## Problem description
Repeat every line exactly, keeping the pictures out of the copy.
****************
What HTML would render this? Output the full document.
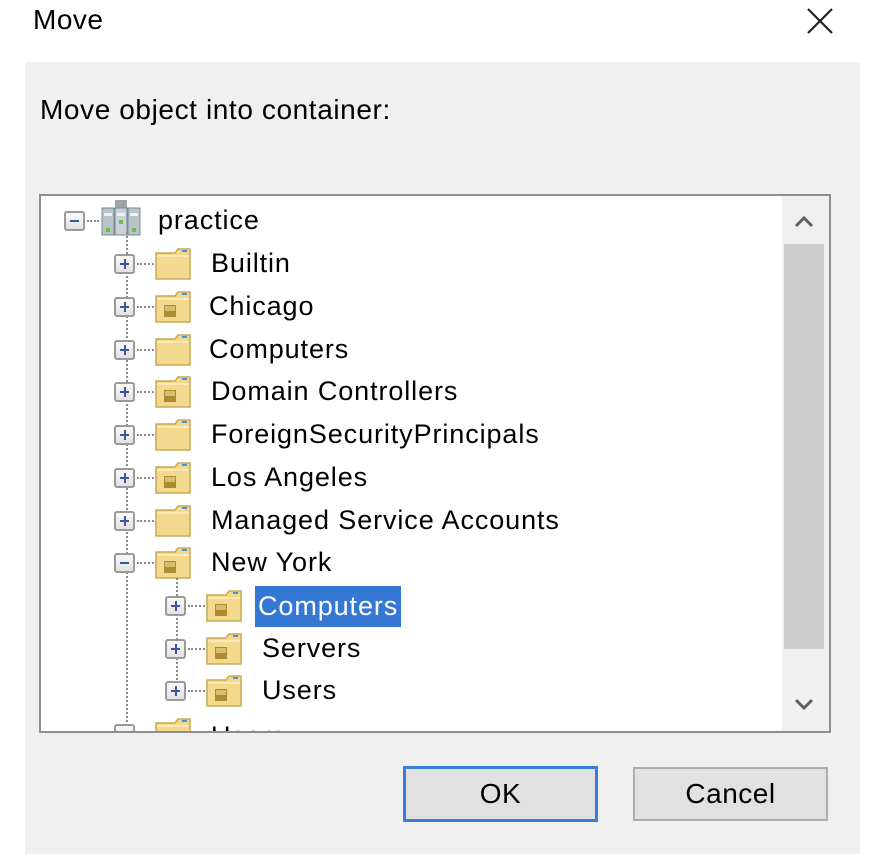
<!DOCTYPE html>
<html><head><meta charset="utf-8"><style>
*{margin:0;padding:0;box-sizing:border-box}
body{width:872px;height:862px;background:#fff;position:relative;overflow:hidden;font-family:"Liberation Sans",sans-serif;color:#000}
.a{position:absolute}
.panel{left:25px;top:62px;width:835px;height:792px;background:#f0f0f0}
.tree{left:39px;top:194px;width:792px;height:539px;background:#fff;border:2px solid #8b8e92;overflow:hidden}
.t{position:absolute;font-size:27px;line-height:32px;white-space:nowrap;letter-spacing:0.9px}
.box{position:absolute;width:21px;height:20px;border:2px solid #9a9a9a;border-radius:3px;background:linear-gradient(#fafafa,#e2e2e2)}
.box:before{content:"";position:absolute;left:4px;top:7px;width:9px;height:2px;background:#3b56a0}
.box.p:after{content:"";position:absolute;left:7.5px;top:3px;width:2px;height:10px;background:#3b56a0}
.h{position:absolute;height:0;border-top:2px dotted #8a8a8a}
.v{position:absolute;width:0;border-left:2px dotted #8a8a8a}
.sel{background:#3478d4;color:#fff;padding:0 3px}
.btn{position:absolute;background:#e1e1e1;font-size:28px;text-align:center;line-height:50px;letter-spacing:0.5px}
</style></head><body>
<svg width="0" height="0" style="position:absolute"><defs>
<g id="f"><path d="M1 6 L20 6 L23 2 L35 2 L35 32 L1 32 Z" fill="#f3d98e" stroke="#c9a954" stroke-width="1.5"/><path d="M2 9 L34 9" stroke="#fbeab8" stroke-width="2"/><rect x="27" y="3" width="5" height="2" fill="#4a90e0"/></g>
<g id="o"><use href="#f"/><rect x="9" y="15" width="12" height="12" fill="#b08a2e"/><rect x="10" y="16" width="10" height="5" fill="#d8bd6e"/></g>
</defs></svg>
<div class="a" style="left:33px;top:4px;font-size:28px;letter-spacing:0.5px">Move</div>
<svg class="a" style="left:806px;top:7px" width="28" height="28"><path d="M2 2 L26 26 M26 2 L2 26" stroke="#222" stroke-width="2.2"/></svg>
<div class="a panel"></div>
<div class="a" style="left:40px;top:94px;font-size:28px;letter-spacing:0.6px">Move object into container:</div>
<div class="a tree">
 <div class="box" style="left:23px;top:15px"></div>
 <div class="h" style="left:46px;top:24px;width:12px"></div>
 <svg class="a" style="left:60px;top:4px" width="40" height="36">
  <rect x="14" y="0" width="12" height="10" fill="#9aa5ad"/><rect x="1" y="8" width="12" height="27" fill="#b8c3ca" stroke="#7d8a93"/><rect x="14" y="8" width="12" height="27" fill="#c8d2d8" stroke="#7d8a93"/><rect x="27" y="8" width="12" height="27" fill="#b8c3ca" stroke="#7d8a93"/><rect x="3" y="13" width="8" height="3" fill="#eef2f4"/><rect x="16" y="13" width="8" height="3" fill="#eef2f4"/><rect x="29" y="13" width="8" height="3" fill="#eef2f4"/><rect x="5" y="28" width="4" height="4" fill="#5fc43a"/><rect x="18" y="20" width="4" height="4" fill="#5fc43a"/><rect x="31" y="28" width="4" height="4" fill="#5fc43a"/></svg>
 <div class="t" style="left:117px;top:8px">practice</div>
 <div class="v" style="left:85px;top:36px;height:510px"></div>
 <div class="box p" style="left:73px;top:58px"></div><div class="h" style="left:96px;top:67px;width:17px"></div><svg class="a" style="left:114px;top:51px" width="37" height="34"><use href="#f"/></svg><div class="t" style="left:170px;top:51px">Builtin</div>
 <div class="box p" style="left:73px;top:101px"></div><div class="h" style="left:96px;top:110px;width:17px"></div><svg class="a" style="left:114px;top:94px" width="37" height="34"><use href="#o"/></svg><div class="t" style="left:168px;top:94px">Chicago</div>
 <div class="box p" style="left:73px;top:144px"></div><div class="h" style="left:96px;top:153px;width:17px"></div><svg class="a" style="left:114px;top:137px" width="37" height="34"><use href="#f"/></svg><div class="t" style="left:168px;top:137px">Computers</div>
 <div class="box p" style="left:73px;top:186px"></div><div class="h" style="left:96px;top:195px;width:17px"></div><svg class="a" style="left:114px;top:179px" width="37" height="34"><use href="#o"/></svg><div class="t" style="left:170px;top:179px">Domain Controllers</div>
 <div class="box p" style="left:73px;top:229px"></div><div class="h" style="left:96px;top:238px;width:17px"></div><svg class="a" style="left:114px;top:222px" width="37" height="34"><use href="#f"/></svg><div class="t" style="left:170px;top:222px">ForeignSecurityPrincipals</div>
 <div class="box p" style="left:73px;top:272px"></div><div class="h" style="left:96px;top:281px;width:17px"></div><svg class="a" style="left:114px;top:265px" width="37" height="34"><use href="#o"/></svg><div class="t" style="left:170px;top:265px">Los Angeles</div>
 <div class="box p" style="left:73px;top:315px"></div><div class="h" style="left:96px;top:324px;width:17px"></div><svg class="a" style="left:114px;top:308px" width="37" height="34"><use href="#f"/></svg><div class="t" style="left:170px;top:308px">Managed Service Accounts</div>
 <div class="box" style="left:73px;top:357px"></div><div class="h" style="left:96px;top:366px;width:17px"></div><svg class="a" style="left:114px;top:350px" width="37" height="34"><use href="#o"/></svg><div class="t" style="left:170px;top:350px">New York</div>
 <div class="v" style="left:135px;top:382px;height:114px"></div>
 <div class="box p" style="left:124px;top:400px"></div><div class="h" style="left:147px;top:409px;width:17px"></div><svg class="a" style="left:165px;top:393px" width="37" height="34"><use href="#o"/></svg><div class="t sel" style="left:214px;top:390px;height:41px;line-height:41px">Computers</div>
 <div class="box p" style="left:124px;top:443px"></div><div class="h" style="left:147px;top:452px;width:17px"></div><svg class="a" style="left:165px;top:436px" width="37" height="34"><use href="#o"/></svg><div class="t" style="left:221px;top:436px">Servers</div>
 <div class="box p" style="left:124px;top:485px"></div><div class="h" style="left:147px;top:494px;width:17px"></div><svg class="a" style="left:165px;top:478px" width="37" height="34"><use href="#o"/></svg><div class="t" style="left:221px;top:478px">Users</div>
 <div class="box" style="left:73px;top:528px"></div><svg class="a" style="left:114px;top:521px" width="37" height="34"><use href="#f"/></svg><div class="t" style="left:170px;top:524px">Users</div>
 <div class="a" style="left:741px;top:0;width:47px;height:535px;background:#f0f0f0"></div>
 <div class="a" style="left:743px;top:48px;width:40px;height:405px;background:#cdcdcd"></div>
 <svg class="a" style="left:752px;top:18px" width="22" height="16"><path d="M3 12 L11 4 L19 12" fill="none" stroke="#606060" stroke-width="3"/></svg>
 <svg class="a" style="left:752px;top:500px" width="22" height="16"><path d="M3 4 L11 12 L19 4" fill="none" stroke="#606060" stroke-width="3"/></svg>
</div>
<div class="btn" style="left:403px;top:766px;width:195px;height:56px;border:3px solid #3a7ed8">OK</div>
<div class="btn" style="left:633px;top:767px;width:195px;height:54px;border:2px solid #adadad">Cancel</div>
</body></html>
****************
## Solution for this problem
What HTML would render this? Output the full document.
<!DOCTYPE html>
<html><head><meta charset="utf-8"><style>
*{margin:0;padding:0;box-sizing:border-box}
body{width:872px;height:862px;background:#fff;position:relative;overflow:hidden;font-family:"Liberation Sans",sans-serif;color:#000}
.a{position:absolute}
.panel{left:25px;top:62px;width:835px;height:792px;background:#f0f0f0}
.tree{left:39px;top:194px;width:792px;height:539px;background:#fff;border:2px solid #8b8e92;overflow:hidden}
.t{position:absolute;font-size:27px;line-height:32px;white-space:nowrap;letter-spacing:0.9px}
.box{position:absolute;width:21px;height:20px;border:2px solid #9a9a9a;border-radius:3px;background:linear-gradient(#fafafa,#e2e2e2)}
.box:before{content:"";position:absolute;left:4px;top:7px;width:9px;height:2px;background:#3b56a0}
.box.p:after{content:"";position:absolute;left:7.5px;top:3px;width:2px;height:10px;background:#3b56a0}
.h{position:absolute;height:0;border-top:2px dotted #8a8a8a}
.v{position:absolute;width:0;border-left:2px dotted #8a8a8a}
.sel{background:#3478d4;color:#fff;padding:0 3px}
.btn{position:absolute;background:#e1e1e1;font-size:28px;text-align:center;line-height:50px;letter-spacing:0.5px}
</style></head><body>
<svg width="0" height="0" style="position:absolute"><defs>
<g id="f"><path d="M1 6 L20 6 L23 2 L35 2 L35 32 L1 32 Z" fill="#f3d98e" stroke="#c9a954" stroke-width="1.5"/><path d="M2 9 L34 9" stroke="#fbeab8" stroke-width="2"/><rect x="27" y="3" width="5" height="2" fill="#4a90e0"/></g>
<g id="o"><use href="#f"/><rect x="9" y="15" width="12" height="12" fill="#b08a2e"/><rect x="10" y="16" width="10" height="5" fill="#d8bd6e"/></g>
</defs></svg>
<div class="a" style="left:33px;top:4px;font-size:28px;letter-spacing:0.5px">Move</div>
<svg class="a" style="left:806px;top:7px" width="28" height="28"><path d="M2 2 L26 26 M26 2 L2 26" stroke="#222" stroke-width="2.2"/></svg>
<div class="a panel"></div>
<div class="a" style="left:40px;top:94px;font-size:28px;letter-spacing:0.6px">Move object into container:</div>
<div class="a tree">
 <div class="box" style="left:23px;top:15px"></div>
 <div class="h" style="left:46px;top:24px;width:12px"></div>
 <svg class="a" style="left:60px;top:4px" width="40" height="36">
  <rect x="14" y="0" width="12" height="10" fill="#9aa5ad"/><rect x="1" y="8" width="12" height="27" fill="#b8c3ca" stroke="#7d8a93"/><rect x="14" y="8" width="12" height="27" fill="#c8d2d8" stroke="#7d8a93"/><rect x="27" y="8" width="12" height="27" fill="#b8c3ca" stroke="#7d8a93"/><rect x="3" y="13" width="8" height="3" fill="#eef2f4"/><rect x="16" y="13" width="8" height="3" fill="#eef2f4"/><rect x="29" y="13" width="8" height="3" fill="#eef2f4"/><rect x="5" y="28" width="4" height="4" fill="#5fc43a"/><rect x="18" y="20" width="4" height="4" fill="#5fc43a"/><rect x="31" y="28" width="4" height="4" fill="#5fc43a"/></svg>
 <div class="t" style="left:117px;top:8px">practice</div>
 <div class="v" style="left:85px;top:36px;height:510px"></div>
 <div class="box p" style="left:73px;top:58px"></div><div class="h" style="left:96px;top:67px;width:17px"></div><svg class="a" style="left:114px;top:51px" width="37" height="34"><use href="#f"/></svg><div class="t" style="left:170px;top:51px">Builtin</div>
 <div class="box p" style="left:73px;top:101px"></div><div class="h" style="left:96px;top:110px;width:17px"></div><svg class="a" style="left:114px;top:94px" width="37" height="34"><use href="#o"/></svg><div class="t" style="left:168px;top:94px">Chicago</div>
 <div class="box p" style="left:73px;top:144px"></div><div class="h" style="left:96px;top:153px;width:17px"></div><svg class="a" style="left:114px;top:137px" width="37" height="34"><use href="#f"/></svg><div class="t" style="left:168px;top:137px">Computers</div>
 <div class="box p" style="left:73px;top:186px"></div><div class="h" style="left:96px;top:195px;width:17px"></div><svg class="a" style="left:114px;top:179px" width="37" height="34"><use href="#o"/></svg><div class="t" style="left:170px;top:179px">Domain Controllers</div>
 <div class="box p" style="left:73px;top:229px"></div><div class="h" style="left:96px;top:238px;width:17px"></div><svg class="a" style="left:114px;top:222px" width="37" height="34"><use href="#f"/></svg><div class="t" style="left:170px;top:222px">ForeignSecurityPrincipals</div>
 <div class="box p" style="left:73px;top:272px"></div><div class="h" style="left:96px;top:281px;width:17px"></div><svg class="a" style="left:114px;top:265px" width="37" height="34"><use href="#o"/></svg><div class="t" style="left:170px;top:265px">Los Angeles</div>
 <div class="box p" style="left:73px;top:315px"></div><div class="h" style="left:96px;top:324px;width:17px"></div><svg class="a" style="left:114px;top:308px" width="37" height="34"><use href="#f"/></svg><div class="t" style="left:170px;top:308px">Managed Service Accounts</div>
 <div class="box" style="left:73px;top:357px"></div><div class="h" style="left:96px;top:366px;width:17px"></div><svg class="a" style="left:114px;top:350px" width="37" height="34"><use href="#o"/></svg><div class="t" style="left:170px;top:350px">New York</div>
 <div class="v" style="left:135px;top:382px;height:114px"></div>
 <div class="box p" style="left:124px;top:400px"></div><div class="h" style="left:147px;top:409px;width:17px"></div><svg class="a" style="left:165px;top:393px" width="37" height="34"><use href="#o"/></svg><div class="t sel" style="left:214px;top:390px;height:41px;line-height:41px">Computers</div>
 <div class="box p" style="left:124px;top:443px"></div><div class="h" style="left:147px;top:452px;width:17px"></div><svg class="a" style="left:165px;top:436px" width="37" height="34"><use href="#o"/></svg><div class="t" style="left:221px;top:436px">Servers</div>
 <div class="box p" style="left:124px;top:485px"></div><div class="h" style="left:147px;top:494px;width:17px"></div><svg class="a" style="left:165px;top:478px" width="37" height="34"><use href="#o"/></svg><div class="t" style="left:221px;top:478px">Users</div>
 <div class="box" style="left:73px;top:528px"></div><svg class="a" style="left:114px;top:521px" width="37" height="34"><use href="#f"/></svg><div class="t" style="left:170px;top:524px">Users</div>
 <div class="a" style="left:741px;top:0;width:47px;height:535px;background:#f0f0f0"></div>
 <div class="a" style="left:743px;top:48px;width:40px;height:405px;background:#cdcdcd"></div>
 <svg class="a" style="left:752px;top:18px" width="22" height="16"><path d="M3 12 L11 4 L19 12" fill="none" stroke="#606060" stroke-width="3"/></svg>
 <svg class="a" style="left:752px;top:500px" width="22" height="16"><path d="M3 4 L11 12 L19 4" fill="none" stroke="#606060" stroke-width="3"/></svg>
</div>
<div class="btn" style="left:403px;top:766px;width:195px;height:56px;border:3px solid #3a7ed8">OK</div>
<div class="btn" style="left:633px;top:767px;width:195px;height:54px;border:2px solid #adadad">Cancel</div>
</body></html>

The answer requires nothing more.